Anouk Aimée (born 1932 as Francoise Sorya Dreyfus. The surname “Aimée” translates as “Beloved”) has been described as “the French Audrey Hepburn”, which only hints at her allure.  While Aimée is every bit as gamine-like and ethereal as Hepburn, she’s far darker and more interesting than that implies. To me, she’s always been one of the great beauties and most haunting actresses of French cinema. By La Dolce Vita, Aimée was already a veteran (she made her debut as a teenager in the 1947 film La Maison sous la Mer). Fellini must have liked her; he cast Aimée again in his film 8 ½ (1963) three years later. With her Modigliani face, feline and inscrutable bearing and whisper-soft voice (her voice in La Dolce Vita was dubbed by an Italian actress), Aimée invests every performance with a remote Garbo-like mystery and capacity for tragedy.  Her melancholic dark eyes evoke graceful, stoical suffering. Certainly her Maddelena is complex, lonely, and even tragic. Fellini implies Marcello and Maddelena would be ideal for each other, if only they were capable of change. “I would like to be your faithful wife,” Maddelena laments to Marcello towards the end of La Dolce Vita, “and have fun like a whore.”

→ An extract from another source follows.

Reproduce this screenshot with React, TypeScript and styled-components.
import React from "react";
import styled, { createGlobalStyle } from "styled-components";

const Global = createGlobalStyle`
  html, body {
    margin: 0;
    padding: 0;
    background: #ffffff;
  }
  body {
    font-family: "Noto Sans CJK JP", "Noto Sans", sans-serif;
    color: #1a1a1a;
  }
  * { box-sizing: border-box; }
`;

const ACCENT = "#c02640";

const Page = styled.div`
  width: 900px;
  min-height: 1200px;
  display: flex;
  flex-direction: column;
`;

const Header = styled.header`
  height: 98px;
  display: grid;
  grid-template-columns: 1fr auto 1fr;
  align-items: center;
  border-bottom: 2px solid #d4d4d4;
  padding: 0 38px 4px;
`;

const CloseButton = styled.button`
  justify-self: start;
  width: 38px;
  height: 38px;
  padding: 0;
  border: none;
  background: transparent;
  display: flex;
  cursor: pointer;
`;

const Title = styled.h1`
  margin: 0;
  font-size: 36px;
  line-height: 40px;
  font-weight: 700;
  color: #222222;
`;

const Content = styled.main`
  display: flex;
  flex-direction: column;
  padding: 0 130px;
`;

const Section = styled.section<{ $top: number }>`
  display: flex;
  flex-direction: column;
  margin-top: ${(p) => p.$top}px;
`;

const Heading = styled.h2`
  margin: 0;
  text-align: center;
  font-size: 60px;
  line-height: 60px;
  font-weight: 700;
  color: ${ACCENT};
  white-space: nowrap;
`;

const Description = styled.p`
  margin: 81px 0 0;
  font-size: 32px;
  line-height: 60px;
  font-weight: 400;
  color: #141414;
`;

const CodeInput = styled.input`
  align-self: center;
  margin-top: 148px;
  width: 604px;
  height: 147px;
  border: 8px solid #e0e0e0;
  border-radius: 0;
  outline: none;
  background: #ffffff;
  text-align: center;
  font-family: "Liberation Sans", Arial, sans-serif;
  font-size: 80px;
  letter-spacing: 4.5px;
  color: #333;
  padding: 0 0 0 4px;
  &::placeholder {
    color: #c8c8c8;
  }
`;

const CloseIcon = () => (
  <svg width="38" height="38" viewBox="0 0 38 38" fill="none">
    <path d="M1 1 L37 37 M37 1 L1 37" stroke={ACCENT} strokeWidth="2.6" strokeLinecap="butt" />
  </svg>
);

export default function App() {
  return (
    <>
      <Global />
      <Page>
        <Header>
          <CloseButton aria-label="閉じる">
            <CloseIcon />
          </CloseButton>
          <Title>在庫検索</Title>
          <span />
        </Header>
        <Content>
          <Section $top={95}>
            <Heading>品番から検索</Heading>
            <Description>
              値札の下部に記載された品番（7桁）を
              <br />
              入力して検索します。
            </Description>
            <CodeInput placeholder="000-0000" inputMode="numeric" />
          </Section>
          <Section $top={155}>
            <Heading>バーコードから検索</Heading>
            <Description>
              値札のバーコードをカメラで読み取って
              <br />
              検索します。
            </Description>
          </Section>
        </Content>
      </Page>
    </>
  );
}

In a long and distinguished international career, the character of Maddelena is one of Anouk Aimée’s greatest accomplishments.


Anouk Aimée in La Dolce Vita




A few years ago fashion designer Tom Ford launched his retro-looking cat's eye sunglasses which he called "Anouk": clearly a tribute to Anouk Aimée and the sunglasses she wears in La Dolce Vita. They come in a choice of black or tortoise shell.